-- start Source material --

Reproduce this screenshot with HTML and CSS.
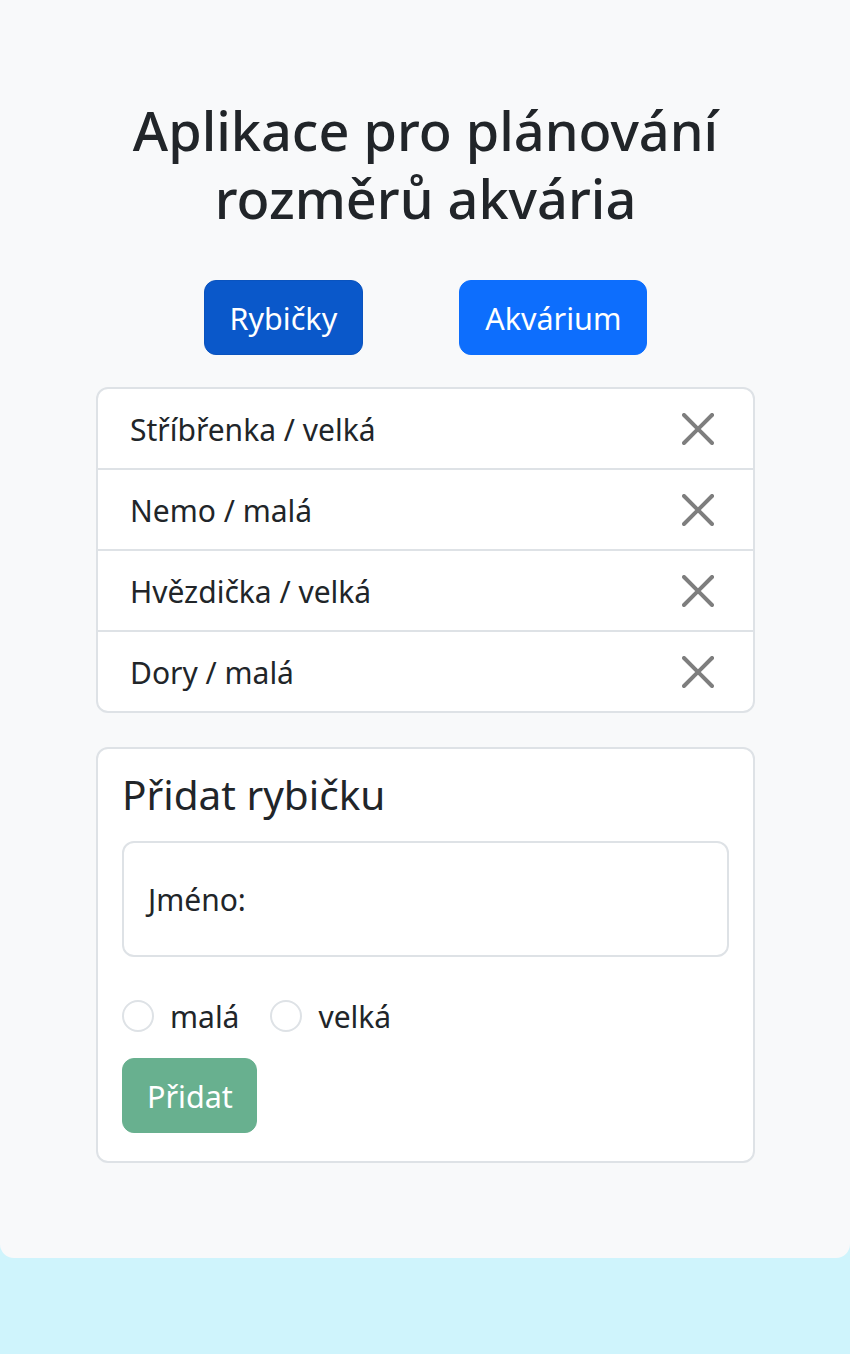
FILE: index.html
```html
<!DOCTYPE html>
<html lang="cs">
<head>
<meta charset="utf-8">
<title>Aplikace pro plánování rozměrů akvária</title>
<link rel="stylesheet" href="styles.css">
</head>
<body>
<main class="panel">
  <h1 class="title">Aplikace pro plánování rozměrů akvária</h1>
  <nav class="tabs">
    <button class="btn btn-tab btn-tab-active" type="button">Rybičky</button>
    <button class="btn btn-tab" type="button">Akvárium</button>
  </nav>
  <ul class="fish-list">
    <li class="fish-item"><span class="fish-name">Stříbřenka / velká</span><button class="close-btn" type="button" aria-label="Odebrat"><svg viewBox="0 0 16 16" width="32" height="32"><path d="M.293.293a1 1 0 0 1 1.414 0L8 6.586 14.293.293a1 1 0 1 1 1.414 1.414L9.414 8l6.293 6.293a1 1 0 0 1-1.414 1.414L8 9.414l-6.293 6.293a1 1 0 0 1-1.414-1.414L6.586 8 .293 1.707a1 1 0 0 1 0-1.414z"/></svg></button></li>
    <li class="fish-item"><span class="fish-name">Nemo / malá</span><button class="close-btn" type="button" aria-label="Odebrat"><svg viewBox="0 0 16 16" width="32" height="32"><path d="M.293.293a1 1 0 0 1 1.414 0L8 6.586 14.293.293a1 1 0 1 1 1.414 1.414L9.414 8l6.293 6.293a1 1 0 0 1-1.414 1.414L8 9.414l-6.293 6.293a1 1 0 0 1-1.414-1.414L6.586 8 .293 1.707a1 1 0 0 1 0-1.414z"/></svg></button></li>
    <li class="fish-item"><span class="fish-name">Hvězdička / velká</span><button class="close-btn" type="button" aria-label="Odebrat"><svg viewBox="0 0 16 16" width="32" height="32"><path d="M.293.293a1 1 0 0 1 1.414 0L8 6.586 14.293.293a1 1 0 1 1 1.414 1.414L9.414 8l6.293 6.293a1 1 0 0 1-1.414 1.414L8 9.414l-6.293 6.293a1 1 0 0 1-1.414-1.414L6.586 8 .293 1.707a1 1 0 0 1 0-1.414z"/></svg></button></li>
    <li class="fish-item"><span class="fish-name">Dory / malá</span><button class="close-btn" type="button" aria-label="Odebrat"><svg viewBox="0 0 16 16" width="32" height="32"><path d="M.293.293a1 1 0 0 1 1.414 0L8 6.586 14.293.293a1 1 0 1 1 1.414 1.414L9.414 8l6.293 6.293a1 1 0 0 1-1.414 1.414L8 9.414l-6.293 6.293a1 1 0 0 1-1.414-1.414L6.586 8 .293 1.707a1 1 0 0 1 0-1.414z"/></svg></button></li>
  </ul>
  <section class="add-card">
    <h2 class="add-title">Přidat rybičku</h2>
    <div class="floating">
      <input class="floating-input" id="fish-name" type="text">
      <label class="floating-label" for="fish-name">Jméno:</label>
    </div>
    <div class="radios">
      <div class="check">
        <input class="check-input" type="radio" name="size" id="size-small">
        <label class="check-label" for="size-small">malá</label>
      </div>
      <div class="check">
        <input class="check-input" type="radio" name="size" id="size-big">
        <label class="check-label" for="size-big">velká</label>
      </div>
    </div>
    <button class="btn btn-add" type="button" disabled>Přidat</button>
  </section>
</main>
</body>
</html>
```

FILE: styles.css
```css
* {
  box-sizing: border-box;
}

html, body {
  margin: 0;
  padding: 0;
}

body {
  background: #cff4fc;
  color: #212529;
  font-family: "Noto Sans", "Open Sans", sans-serif;
  font-size: 30px;
  line-height: 48px;
  min-height: 1354px;
}

.panel {
  background: #f8f9fa;
  padding: 96px 95px 95px 96px;
  border-radius: 0 0 14px 14px;
}

.title {
  margin: 0 0 48px;
  font-size: 54px;
  line-height: 68px;
  font-weight: 500;
  text-align: center;
}

.tabs {
  display: flex;
  justify-content: center;
  gap: 96px;
  margin-bottom: 32px;
}

.btn {
  font-family: inherit;
  font-size: 30.5px;
  line-height: 49px;
  padding: 13px 25px 11px;
  border: 1px solid transparent;
  border-radius: 12px;
  color: #fff;
  cursor: pointer;
}

.btn-tab {
  background: #0d6efd;
  border-color: #0d6efd;
}

.btn-tab-active {
  background: #0a58ca;
  border-color: #0a53be;
}

.fish-list {
  list-style: none;
  margin: 0 0 34px;
  padding: 0;
  background: #fff;
  border: 2px solid #dee2e6;
  border-radius: 12px;
}

.fish-item {
  display: flex;
  align-items: center;
  justify-content: space-between;
  padding: 17px 39px 15px 32px;
  line-height: 47px;
}

.fish-item + .fish-item {
  border-top: 2px solid #dee2e6;
}

.close-btn {
  display: flex;
  padding: 0;
  margin-top: -2px;
  border: 0;
  background: transparent;
  opacity: 0.5;
  cursor: pointer;
}

.close-btn svg {
  display: block;
  fill: #000;
}

.add-card {
  background: #fff;
  border: 2px solid #dee2e6;
  border-radius: 12px;
  padding: 22px 24px 28px;
}

.add-title {
  margin: 0 0 22px;
  font-size: 40.5px;
  line-height: 48px;
  font-weight: 400;
}

.floating {
  position: relative;
  margin-bottom: 34px;
}

.floating-input {
  display: block;
  width: 100%;
  height: 116px;
  border: 2px solid #dee2e6;
  border-radius: 12px;
  background: #fff;
  font-family: inherit;
  font-size: 30px;
  padding: 0 24px;
}

.floating-label {
  position: absolute;
  left: 2px;
  top: 0;
  height: 116px;
  display: flex;
  align-items: center;
  padding: 2px 24px 0;
  color: #212529;
  pointer-events: none;
}

.radios {
  display: flex;
  gap: 31px;
  margin-bottom: 17px;
}

.check {
  display: flex;
  align-items: center;
  gap: 16px;
}

.check-input {
  appearance: none;
  -webkit-appearance: none;
  margin: 0;
  width: 32px;
  height: 32px;
  border: 2px solid #dee2e6;
  border-radius: 50%;
  background: #fff;
}

.check-label {
  line-height: 48px;
  padding-top: 2px;
}

.btn-add {
  padding-left: 24px;
  padding-right: 23px;
  background: #198754;
  border-color: #198754;
  opacity: 0.65;
  cursor: default;
}
```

-- end Source material --

Written problem: Reproduce every line precisely as given, omitting all pictures.

Task response:
Reproduce this screenshot with HTML and CSS.
FILE: index.html
```html
<!DOCTYPE html>
<html lang="cs">
<head>
<meta charset="utf-8">
<title>Aplikace pro plánování rozměrů akvária</title>
<link rel="stylesheet" href="styles.css">
</head>
<body>
<main class="panel">
  <h1 class="title">Aplikace pro plánování rozměrů akvária</h1>
  <nav class="tabs">
    <button class="btn btn-tab btn-tab-active" type="button">Rybičky</button>
    <button class="btn btn-tab" type="button">Akvárium</button>
  </nav>
  <ul class="fish-list">
    <li class="fish-item"><span class="fish-name">Stříbřenka / velká</span><button class="close-btn" type="button" aria-label="Odebrat"><svg viewBox="0 0 16 16" width="32" height="32"><path d="M.293.293a1 1 0 0 1 1.414 0L8 6.586 14.293.293a1 1 0 1 1 1.414 1.414L9.414 8l6.293 6.293a1 1 0 0 1-1.414 1.414L8 9.414l-6.293 6.293a1 1 0 0 1-1.414-1.414L6.586 8 .293 1.707a1 1 0 0 1 0-1.414z"/></svg></button></li>
    <li class="fish-item"><span class="fish-name">Nemo / malá</span><button class="close-btn" type="button" aria-label="Odebrat"><svg viewBox="0 0 16 16" width="32" height="32"><path d="M.293.293a1 1 0 0 1 1.414 0L8 6.586 14.293.293a1 1 0 1 1 1.414 1.414L9.414 8l6.293 6.293a1 1 0 0 1-1.414 1.414L8 9.414l-6.293 6.293a1 1 0 0 1-1.414-1.414L6.586 8 .293 1.707a1 1 0 0 1 0-1.414z"/></svg></button></li>
    <li class="fish-item"><span class="fish-name">Hvězdička / velká</span><button class="close-btn" type="button" aria-label="Odebrat"><svg viewBox="0 0 16 16" width="32" height="32"><path d="M.293.293a1 1 0 0 1 1.414 0L8 6.586 14.293.293a1 1 0 1 1 1.414 1.414L9.414 8l6.293 6.293a1 1 0 0 1-1.414 1.414L8 9.414l-6.293 6.293a1 1 0 0 1-1.414-1.414L6.586 8 .293 1.707a1 1 0 0 1 0-1.414z"/></svg></button></li>
    <li class="fish-item"><span class="fish-name">Dory / malá</span><button class="close-btn" type="button" aria-label="Odebrat"><svg viewBox="0 0 16 16" width="32" height="32"><path d="M.293.293a1 1 0 0 1 1.414 0L8 6.586 14.293.293a1 1 0 1 1 1.414 1.414L9.414 8l6.293 6.293a1 1 0 0 1-1.414 1.414L8 9.414l-6.293 6.293a1 1 0 0 1-1.414-1.414L6.586 8 .293 1.707a1 1 0 0 1 0-1.414z"/></svg></button></li>
  </ul>
  <section class="add-card">
    <h2 class="add-title">Přidat rybičku</h2>
    <div class="floating">
      <input class="floating-input" id="fish-name" type="text">
      <label class="floating-label" for="fish-name">Jméno:</label>
    </div>
    <div class="radios">
      <div class="check">
        <input class="check-input" type="radio" name="size" id="size-small">
        <label class="check-label" for="size-small">malá</label>
      </div>
      <div class="check">
        <input class="check-input" type="radio" name="size" id="size-big">
        <label class="check-label" for="size-big">velká</label>
      </div>
    </div>
    <button class="btn btn-add" type="button" disabled>Přidat</button>
  </section>
</main>
</body>
</html>
```

FILE: styles.css
```css
* {
  box-sizing: border-box;
}

html, body {
  margin: 0;
  padding: 0;
}

body {
  background: #cff4fc;
  color: #212529;
  font-family: "Noto Sans", "Open Sans", sans-serif;
  font-size: 30px;
  line-height: 48px;
  min-height: 1354px;
}

.panel {
  background: #f8f9fa;
  padding: 96px 95px 95px 96px;
  border-radius: 0 0 14px 14px;
}

.title {
  margin: 0 0 48px;
  font-size: 54px;
  line-height: 68px;
  font-weight: 500;
  text-align: center;
}

.tabs {
  display: flex;
  justify-content: center;
  gap: 96px;
  margin-bottom: 32px;
}

.btn {
  font-family: inherit;
  font-size: 30.5px;
  line-height: 49px;
  padding: 13px 25px 11px;
  border: 1px solid transparent;
  border-radius: 12px;
  color: #fff;
  cursor: pointer;
}

.btn-tab {
  background: #0d6efd;
  border-color: #0d6efd;
}

.btn-tab-active {
  background: #0a58ca;
  border-color: #0a53be;
}

.fish-list {
  list-style: none;
  margin: 0 0 34px;
  padding: 0;
  background: #fff;
  border: 2px solid #dee2e6;
  border-radius: 12px;
}

.fish-item {
  display: flex;
  align-items: center;
  justify-content: space-between;
  padding: 17px 39px 15px 32px;
  line-height: 47px;
}

.fish-item + .fish-item {
  border-top: 2px solid #dee2e6;
}

.close-btn {
  display: flex;
  padding: 0;
  margin-top: -2px;
  border: 0;
  background: transparent;
  opacity: 0.5;
  cursor: pointer;
}

.close-btn svg {
  display: block;
  fill: #000;
}

.add-card {
  background: #fff;
  border: 2px solid #dee2e6;
  border-radius: 12px;
  padding: 22px 24px 28px;
}

.add-title {
  margin: 0 0 22px;
  font-size: 40.5px;
  line-height: 48px;
  font-weight: 400;
}

.floating {
  position: relative;
  margin-bottom: 34px;
}

.floating-input {
  display: block;
  width: 100%;
  height: 116px;
  border: 2px solid #dee2e6;
  border-radius: 12px;
  background: #fff;
  font-family: inherit;
  font-size: 30px;
  padding: 0 24px;
}

.floating-label {
  position: absolute;
  left: 2px;
  top: 0;
  height: 116px;
  display: flex;
  align-items: center;
  padding: 2px 24px 0;
  color: #212529;
  pointer-events: none;
}

.radios {
  display: flex;
  gap: 31px;
  margin-bottom: 17px;
}

.check {
  display: flex;
  align-items: center;
  gap: 16px;
}

.check-input {
  appearance: none;
  -webkit-appearance: none;
  margin: 0;
  width: 32px;
  height: 32px;
  border: 2px solid #dee2e6;
  border-radius: 50%;
  background: #fff;
}

.check-label {
  line-height: 48px;
  padding-top: 2px;
}

.btn-add {
  padding-left: 24px;
  padding-right: 23px;
  background: #198754;
  border-color: #198754;
  opacity: 0.65;
  cursor: default;
}
```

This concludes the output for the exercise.